• **YOUR INSTRUCTIONS**
Pull every "this" line out of the data below.

• **INFORMATION SHOWN**
——

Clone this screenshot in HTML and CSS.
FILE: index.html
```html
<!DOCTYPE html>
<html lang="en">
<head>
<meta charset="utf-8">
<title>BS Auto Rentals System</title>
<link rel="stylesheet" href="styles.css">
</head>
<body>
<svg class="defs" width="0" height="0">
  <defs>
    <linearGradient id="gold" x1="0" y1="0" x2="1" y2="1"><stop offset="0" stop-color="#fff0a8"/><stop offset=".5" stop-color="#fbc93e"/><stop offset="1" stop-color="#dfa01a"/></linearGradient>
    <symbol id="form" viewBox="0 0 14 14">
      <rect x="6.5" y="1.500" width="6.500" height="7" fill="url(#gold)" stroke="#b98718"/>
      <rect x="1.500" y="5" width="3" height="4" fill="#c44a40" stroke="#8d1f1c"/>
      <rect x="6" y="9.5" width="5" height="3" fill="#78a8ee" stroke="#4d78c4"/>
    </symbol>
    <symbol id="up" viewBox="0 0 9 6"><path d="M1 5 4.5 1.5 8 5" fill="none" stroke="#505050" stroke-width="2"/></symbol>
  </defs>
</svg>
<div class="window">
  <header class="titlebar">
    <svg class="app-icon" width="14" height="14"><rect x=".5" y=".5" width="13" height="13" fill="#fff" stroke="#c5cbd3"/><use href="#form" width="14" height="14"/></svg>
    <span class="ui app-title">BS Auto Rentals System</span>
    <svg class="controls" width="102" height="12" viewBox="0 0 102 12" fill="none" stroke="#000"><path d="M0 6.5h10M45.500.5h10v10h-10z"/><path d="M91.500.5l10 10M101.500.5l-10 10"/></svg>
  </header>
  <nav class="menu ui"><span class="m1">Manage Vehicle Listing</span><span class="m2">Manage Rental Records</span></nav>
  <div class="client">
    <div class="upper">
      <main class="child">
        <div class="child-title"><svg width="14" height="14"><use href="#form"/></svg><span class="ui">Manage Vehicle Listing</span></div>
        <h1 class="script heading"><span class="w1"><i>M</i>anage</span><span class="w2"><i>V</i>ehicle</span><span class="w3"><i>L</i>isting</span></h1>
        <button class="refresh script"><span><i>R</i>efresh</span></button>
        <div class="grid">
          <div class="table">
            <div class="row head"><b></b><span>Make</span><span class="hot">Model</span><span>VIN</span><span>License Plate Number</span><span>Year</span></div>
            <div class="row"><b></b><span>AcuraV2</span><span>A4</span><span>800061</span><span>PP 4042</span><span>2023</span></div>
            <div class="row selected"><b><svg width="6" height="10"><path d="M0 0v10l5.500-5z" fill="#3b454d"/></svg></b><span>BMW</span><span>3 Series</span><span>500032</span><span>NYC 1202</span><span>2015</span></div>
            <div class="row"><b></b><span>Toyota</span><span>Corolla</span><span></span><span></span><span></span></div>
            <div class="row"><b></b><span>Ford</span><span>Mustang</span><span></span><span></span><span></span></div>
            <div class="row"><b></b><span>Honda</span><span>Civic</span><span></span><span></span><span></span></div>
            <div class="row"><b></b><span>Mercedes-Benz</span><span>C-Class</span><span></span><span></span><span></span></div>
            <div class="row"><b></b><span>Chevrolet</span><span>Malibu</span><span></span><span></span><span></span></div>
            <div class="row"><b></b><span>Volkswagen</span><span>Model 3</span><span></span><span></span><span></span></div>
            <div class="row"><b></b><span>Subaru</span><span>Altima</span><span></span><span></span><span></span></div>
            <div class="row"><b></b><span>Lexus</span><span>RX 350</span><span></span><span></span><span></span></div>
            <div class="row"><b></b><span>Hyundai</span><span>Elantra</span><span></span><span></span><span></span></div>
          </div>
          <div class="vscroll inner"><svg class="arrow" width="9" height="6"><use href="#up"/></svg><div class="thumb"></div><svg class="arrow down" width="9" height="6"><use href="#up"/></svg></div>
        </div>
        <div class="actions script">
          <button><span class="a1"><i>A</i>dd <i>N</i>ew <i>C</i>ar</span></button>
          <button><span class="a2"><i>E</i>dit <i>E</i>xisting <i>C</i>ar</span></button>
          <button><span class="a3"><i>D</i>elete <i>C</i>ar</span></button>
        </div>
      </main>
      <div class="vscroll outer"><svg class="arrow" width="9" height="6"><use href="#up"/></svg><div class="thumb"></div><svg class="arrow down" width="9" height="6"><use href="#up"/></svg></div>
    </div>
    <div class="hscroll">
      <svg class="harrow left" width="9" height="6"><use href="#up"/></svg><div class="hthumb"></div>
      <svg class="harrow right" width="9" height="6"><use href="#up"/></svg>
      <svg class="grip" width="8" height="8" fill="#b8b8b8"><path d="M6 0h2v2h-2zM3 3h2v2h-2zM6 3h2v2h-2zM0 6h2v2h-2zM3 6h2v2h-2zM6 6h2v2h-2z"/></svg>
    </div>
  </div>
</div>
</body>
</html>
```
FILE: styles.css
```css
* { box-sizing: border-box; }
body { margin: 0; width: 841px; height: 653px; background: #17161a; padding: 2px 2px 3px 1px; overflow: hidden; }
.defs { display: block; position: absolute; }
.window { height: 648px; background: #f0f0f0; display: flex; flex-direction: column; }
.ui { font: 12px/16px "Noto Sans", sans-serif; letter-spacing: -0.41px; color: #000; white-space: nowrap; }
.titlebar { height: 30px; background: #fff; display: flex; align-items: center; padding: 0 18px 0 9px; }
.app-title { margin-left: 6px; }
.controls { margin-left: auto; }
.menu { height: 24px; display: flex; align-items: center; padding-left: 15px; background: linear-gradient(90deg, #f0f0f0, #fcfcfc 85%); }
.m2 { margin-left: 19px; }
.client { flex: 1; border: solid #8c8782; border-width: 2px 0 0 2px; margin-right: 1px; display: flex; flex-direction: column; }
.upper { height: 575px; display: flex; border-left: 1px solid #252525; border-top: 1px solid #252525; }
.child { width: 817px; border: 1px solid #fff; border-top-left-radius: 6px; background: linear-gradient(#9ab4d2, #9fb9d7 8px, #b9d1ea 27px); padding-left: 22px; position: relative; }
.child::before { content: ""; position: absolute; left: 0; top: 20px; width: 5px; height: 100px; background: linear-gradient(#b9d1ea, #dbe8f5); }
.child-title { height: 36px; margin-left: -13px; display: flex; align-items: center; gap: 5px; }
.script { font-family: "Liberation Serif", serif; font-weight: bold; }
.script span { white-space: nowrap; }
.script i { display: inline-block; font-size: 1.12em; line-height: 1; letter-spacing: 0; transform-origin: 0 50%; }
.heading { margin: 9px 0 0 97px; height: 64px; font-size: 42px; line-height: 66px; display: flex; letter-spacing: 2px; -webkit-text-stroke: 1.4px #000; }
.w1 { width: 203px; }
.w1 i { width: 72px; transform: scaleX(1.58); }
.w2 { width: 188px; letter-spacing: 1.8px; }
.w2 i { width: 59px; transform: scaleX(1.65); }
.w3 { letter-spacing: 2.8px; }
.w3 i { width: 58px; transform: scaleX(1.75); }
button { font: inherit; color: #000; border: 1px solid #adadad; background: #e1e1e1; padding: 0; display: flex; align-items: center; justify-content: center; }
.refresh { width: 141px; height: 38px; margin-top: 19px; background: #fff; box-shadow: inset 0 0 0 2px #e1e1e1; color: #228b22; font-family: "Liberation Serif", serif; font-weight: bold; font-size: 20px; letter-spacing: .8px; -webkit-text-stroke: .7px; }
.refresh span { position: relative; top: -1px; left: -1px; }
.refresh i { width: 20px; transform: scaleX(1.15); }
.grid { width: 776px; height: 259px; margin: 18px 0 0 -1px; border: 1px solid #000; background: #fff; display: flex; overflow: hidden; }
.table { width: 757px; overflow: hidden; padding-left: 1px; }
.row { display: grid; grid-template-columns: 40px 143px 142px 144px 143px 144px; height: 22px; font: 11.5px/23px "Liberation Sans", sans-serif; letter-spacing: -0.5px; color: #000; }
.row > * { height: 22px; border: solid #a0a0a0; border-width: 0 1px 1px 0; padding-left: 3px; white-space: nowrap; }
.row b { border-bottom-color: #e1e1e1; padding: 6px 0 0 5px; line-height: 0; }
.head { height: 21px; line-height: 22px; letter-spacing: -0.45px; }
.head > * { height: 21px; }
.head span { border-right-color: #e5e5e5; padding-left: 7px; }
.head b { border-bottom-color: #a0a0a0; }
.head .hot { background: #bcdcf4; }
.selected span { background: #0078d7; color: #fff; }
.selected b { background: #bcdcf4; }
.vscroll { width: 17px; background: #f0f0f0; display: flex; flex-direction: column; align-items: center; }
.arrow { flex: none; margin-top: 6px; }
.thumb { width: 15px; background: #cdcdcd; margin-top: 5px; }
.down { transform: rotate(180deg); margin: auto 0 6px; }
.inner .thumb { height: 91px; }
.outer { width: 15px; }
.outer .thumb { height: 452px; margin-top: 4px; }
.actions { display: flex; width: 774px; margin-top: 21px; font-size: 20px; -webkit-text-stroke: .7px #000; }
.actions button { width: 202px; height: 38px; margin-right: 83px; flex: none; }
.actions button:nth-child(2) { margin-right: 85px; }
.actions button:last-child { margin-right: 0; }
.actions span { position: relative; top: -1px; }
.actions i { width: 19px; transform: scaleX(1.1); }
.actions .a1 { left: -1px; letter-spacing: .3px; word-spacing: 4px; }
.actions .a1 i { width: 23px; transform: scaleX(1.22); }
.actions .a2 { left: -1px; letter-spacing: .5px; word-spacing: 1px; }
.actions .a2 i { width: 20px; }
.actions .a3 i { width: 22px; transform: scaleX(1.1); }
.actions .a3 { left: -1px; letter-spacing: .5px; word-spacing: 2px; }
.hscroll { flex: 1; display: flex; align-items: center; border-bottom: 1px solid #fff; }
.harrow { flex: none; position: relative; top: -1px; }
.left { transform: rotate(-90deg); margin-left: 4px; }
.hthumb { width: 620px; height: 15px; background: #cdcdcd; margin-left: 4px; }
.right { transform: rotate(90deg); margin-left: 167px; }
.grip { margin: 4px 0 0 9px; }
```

——

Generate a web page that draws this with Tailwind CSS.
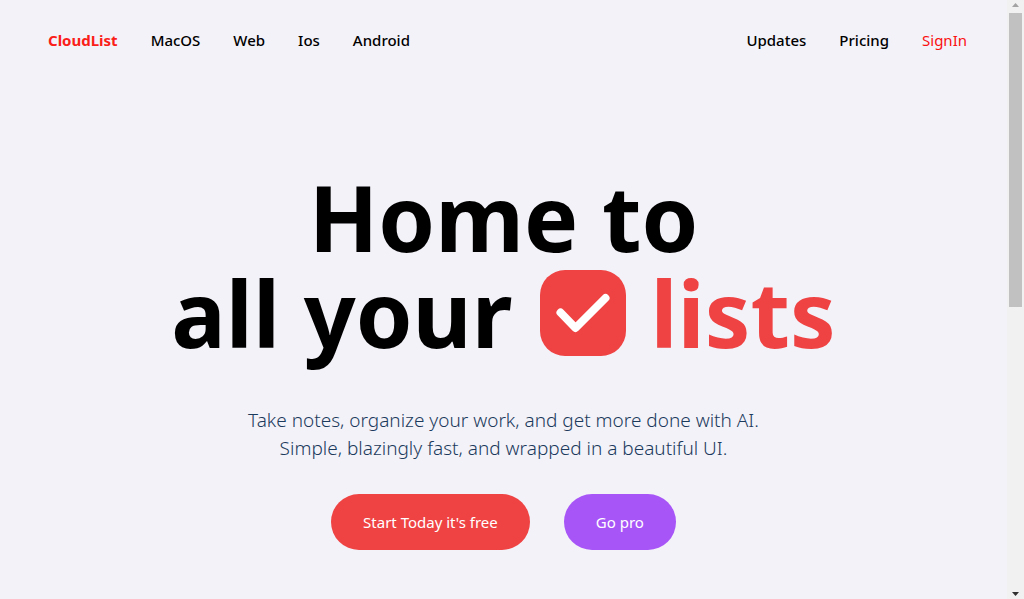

——

• **THE REPLY**
Clone this screenshot in HTML and CSS.
Generate a web page that draws this with Tailwind CSS.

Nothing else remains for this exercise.